Data block
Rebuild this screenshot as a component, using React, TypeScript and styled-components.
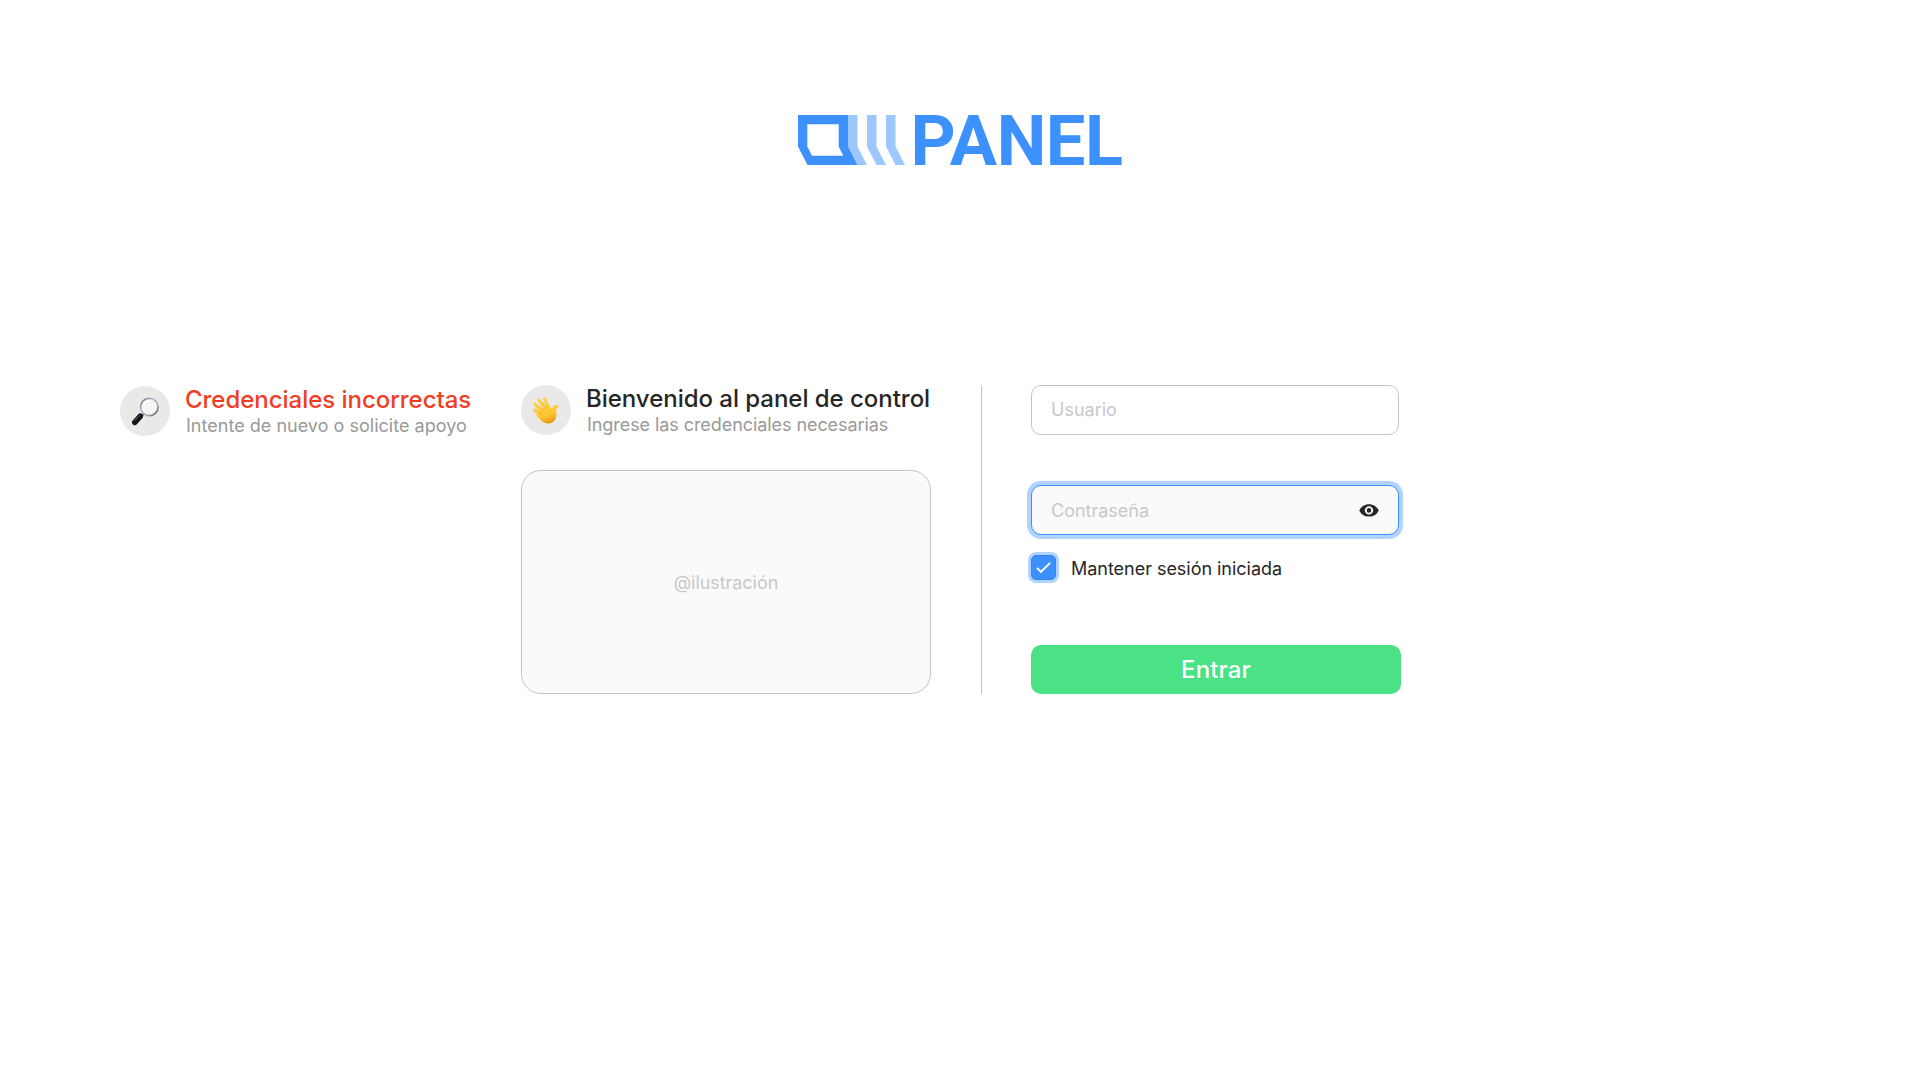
import React, { useState } from 'react';
import styled, { createGlobalStyle, css } from 'styled-components';

const GlobalStyle = createGlobalStyle`
  *, *::before, *::after { box-sizing: border-box; }
  body {
    margin: 0;
    background: #fff;
    color: #262626;
    font-family: Inter, 'Liberation Sans', sans-serif;
  }
`;

const Page = styled.div`
  width: 1920px;
  height: 1080px;
  overflow: hidden;
  display: flex;
  flex-direction: column;
`;

const Header = styled.header`
  display: flex;
  padding: 115px 0 0 798px;
  height: 385px;
`;

const LogoArt = styled.svg`
  width: 326px;
  height: 50px;
  overflow: visible;
  font-family: Roboto, sans-serif;
  font-size: 70.3px;
  font-weight: 700;
  letter-spacing: -0.4px;
`;

const Content = styled.main`
  display: flex;
  align-items: flex-start;
  height: 309px;
  padding-left: 120px;
`;

const AlertColumn = styled.section`
  width: 401px;
  padding-top: 1px;
`;

const WelcomeColumn = styled.section`
  width: 410px;
`;

const Notice = styled.div`
  display: flex;
  gap: 15px;
  height: 50px;
`;

const Avatar = styled.div`
  flex: none;
  display: grid;
  place-items: center;
  width: 50px;
  height: 50px;
  border-radius: 50%;
  background: #e9e9e9;
`;

const NoticeText = styled.div`
  white-space: nowrap;
`;

const Title = styled.h2<{ $error?: boolean }>`
  margin: 0;
  font-size: 24px;
  line-height: 27px;
  font-weight: 500;
  letter-spacing: -0.03px;
  color: ${(p) => (p.$error ? '#f03d24' : '#262626')};
`;

const Subtitle = styled.p<{ $spacing: number }>`
  margin: 0;
  padding-left: 1px;
  font-size: 18px;
  line-height: 25px;
  font-weight: 400;
  letter-spacing: ${(p) => p.$spacing}px;
  color: #999;
`;

const Illustration = styled.div`
  display: grid;
  place-items: center;
  height: 224px;
  margin-top: 35px;
  border: 1px solid #c4c4c4;
  border-radius: 20px;
  background: #fafafa;
  color: #c8c8c8;
  font-size: 18px;
  letter-spacing: -0.05px;
`;

const Divider = styled.div`
  width: 1px;
  height: 309px;
  margin: 0 49px 0 50px;
  background: #c4c4c4;
`;

const Form = styled.form`
  display: flex;
  flex-direction: column;
  width: 370px;
`;

const Field = styled.div<{ $focused?: boolean }>`
  display: flex;
  align-items: center;
  width: 368px;
  height: 50px;
  padding: 0 19px 1px;
  border: 1px solid #c4c4c4;
  border-radius: 10px;
  ${(p) =>
    p.$focused &&
    css`
      margin-top: 50px;
      padding-bottom: 0;
      border-color: #3c91ff;
      background: #fafafa;
      box-shadow: 0 0 0 4px #b1d3ff;
    `}
`;

const Input = styled.input`
  flex: 1;
  min-width: 0;
  padding: 0;
  border: 0;
  outline: 0;
  background: transparent;
  color: #262626;
  font: 400 18px Inter, sans-serif;
  &::placeholder { color: #c8c8c8; opacity: 1; }
`;

const EyeButton = styled.button`
  display: flex;
  padding: 0;
  border: 0;
  background: none;
`;

const Remember = styled.label`
  display: flex;
  align-items: center;
  gap: 15px;
  height: 25px;
  margin-top: 20px;
  font-size: 18px;
  line-height: 23px;
`;

const RememberText = styled.span`
  padding-top: 2px;
  letter-spacing: -0.03px;
`;

const Check = styled.span`
  display: grid;
  place-items: center;
  width: 25px;
  height: 25px;
  border: 1px solid #3785ea;
  border-radius: 5px;
  background: #3c91ff;
  box-shadow: 0 0 0 3px #b1d3ff;
`;

const Submit = styled.button`
  height: 49px;
  margin-top: 65px;
  padding: 0;
  border: 0;
  border-radius: 10px;
  background: #4be185;
  color: #fff;
  font: 500 24px Inter, sans-serif;
  letter-spacing: 0.1px;
`;

const Logo = () => (
  <LogoArt viewBox="0 0 326 50">
    <g fill="#9dc7ff">
      <path d="M50 0h9.5v31.5L69 50h-9.5L50 31.5z" />
      <path d="M69 0h9.5v31.5L88 50h-9.5L69 31.5z" />
      <path d="M88 0h9.5v31.5L107 50h-9.5L88 31.5z" />
    </g>
    <path
      fill="#3c91ff"
      fillRule="evenodd"
      d="M0 0h50v31.5L59.5 50h-50L0 31.5zM9.3 9.3v22.2L14 40.7h31.2l-4.5-9.2V9.3z"
    />
    <text x="112.6" y="50" fill="#3c91ff">PANEL</text>
  </LogoArt>
);

const Magnifier = () => (
  <svg width="30" height="30" viewBox="0 0 30 30">
    <defs>
      <linearGradient id="rim" x1="0" y1="0" x2="1" y2="1">
        <stop offset="0" stopColor="#6d6d70" />
        <stop offset=".35" stopColor="#a9bccd" />
        <stop offset=".65" stopColor="#b0b0b3" />
        <stop offset="1" stopColor="#55565a" />
      </linearGradient>
    </defs>
    <path d="M14 17.4l-3 3" stroke="#717377" strokeWidth="2.6" />
    <path d="M10.2 20.3l-5.4 6" stroke="#131517" strokeWidth="5.6" strokeLinecap="round" />
    <path d="M9.4 19.4l-5 5.6" stroke="#5b5f64" strokeWidth="1" strokeLinecap="round" />
    <circle cx="19.3" cy="11" r="8.7" fill="#f5f5f7" stroke="url(#rim)" strokeWidth="1.8" />
    <path d="M13 9.4c1.2-3.4 4.4-4.9 7.8-4.1" fill="none" stroke="#fff" strokeWidth="1.5" />
  </svg>
);

const WavingHand = () => (
  <svg width="30" height="30" viewBox="0 0 30 30">
    <defs>
      <linearGradient id="skin" gradientUnits="userSpaceOnUse" x1="10" y1="3" x2="19" y2="28">
        <stop offset="0" stopColor="#ffd34b" />
        <stop offset=".7" stopColor="#ffc634" />
        <stop offset="1" stopColor="#e39410" />
      </linearGradient>
    </defs>
    <g stroke="url(#skin)" strokeWidth="3.2" strokeLinecap="round">
      <path d="M13.7 3.8l4.6 10.4" />
      <path d="M7.9 4.9l7.2 11" />
      <path d="M4.1 9.1l8.2 9.6" />
      <path d="M3.7 15l7.5 8" />
    </g>
    <path
      d="M11.2 12.2l7.7-1.8 1.3 3.1c.6.6 1.1.3 1.5-.7.8-2.1 2-3 3.7-2.7 1.7.3 2.4 1.1 2.1 1.8-.3.7-1.7.8-2.1 2.3-.6 2.1.5 4.4-.1 7.3-.7 3.5-3.3 6.6-7.4 7-3.4.3-6.1-1.1-8.4-3.5l-4.3-4.6z"
      fill="url(#skin)"
    />
    <g fill="none" stroke="#e89f18" strokeWidth=".7" strokeLinecap="round">
      <path d="M12 7.5l4 6.3M7.8 10.6l5 5.9M6.6 15.2l4.5 4.9" />
      <path d="M20.3 14.5c-2.2 1-3 3.3-2.3 5.3" strokeWidth=".4" />
    </g>
  </svg>
);

const Eye = () => (
  <svg width="20" height="13" viewBox="0 0 20 13">
    <path
      fill="#262626"
      fillRule="evenodd"
      d="M10 .2C5.6.2 1.9 2.6.3 6.4c1.6 3.8 5.3 6.2 9.7 6.2s8.1-2.4 9.7-6.2C18.1 2.6 14.4.2 10 .2zm0 10.4a4.2 4.2 0 1 1 0-8.4 4.2 4.2 0 0 1 0 8.4zm0-6.5a2.3 2.3 0 1 0 0 4.6 2.3 2.3 0 0 0 0-4.6z"
    />
  </svg>
);

export default function App() {
  const [user, setUser] = useState('');
  const [password, setPassword] = useState('');
  return (
    <Page>
      <GlobalStyle />
      <Header>
        <Logo />
      </Header>
      <Content>
        <AlertColumn>
          <Notice>
            <Avatar><Magnifier /></Avatar>
            <NoticeText>
              <Title $error>Credenciales incorrectas</Title>
              <Subtitle $spacing={0.02}>Intente de nuevo o solicite apoyo</Subtitle>
            </NoticeText>
          </Notice>
        </AlertColumn>
        <WelcomeColumn>
          <Notice>
            <Avatar><WavingHand /></Avatar>
            <NoticeText>
              <Title>Bienvenido al panel de control</Title>
              <Subtitle $spacing={-0.07}>Ingrese las credenciales necesarias</Subtitle>
            </NoticeText>
          </Notice>
          <Illustration>@ilustración</Illustration>
        </WelcomeColumn>
        <Divider />
        <Form onSubmit={(e) => e.preventDefault()}>
          <Field>
            <Input placeholder="Usuario" value={user} onChange={(e) => setUser(e.target.value)} />
          </Field>
          <Field $focused>
            <Input placeholder="Contraseña" type="password" value={password} onChange={(e) => setPassword(e.target.value)} />
            <EyeButton type="button"><Eye /></EyeButton>
          </Field>
          <Remember>
            <Check>
              <svg width="15" height="11" viewBox="0 0 15 11">
                <path d="M1 5.8l4 4L14 1" fill="none" stroke="#fff" strokeWidth="1.9" />
              </svg>
            </Check>
            <RememberText>Mantener sesión iniciada</RememberText>
          </Remember>
          <Submit>Entrar</Submit>
        </Form>
      </Content>
    </Page>
  );
}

What to work on
Identify every line where the string "components" appears.

Answer for this exercise
Rebuild this screenshot as a component, using React, TypeScript and styled-components.
import styled, { createGlobalStyle, css } from 'styled-components';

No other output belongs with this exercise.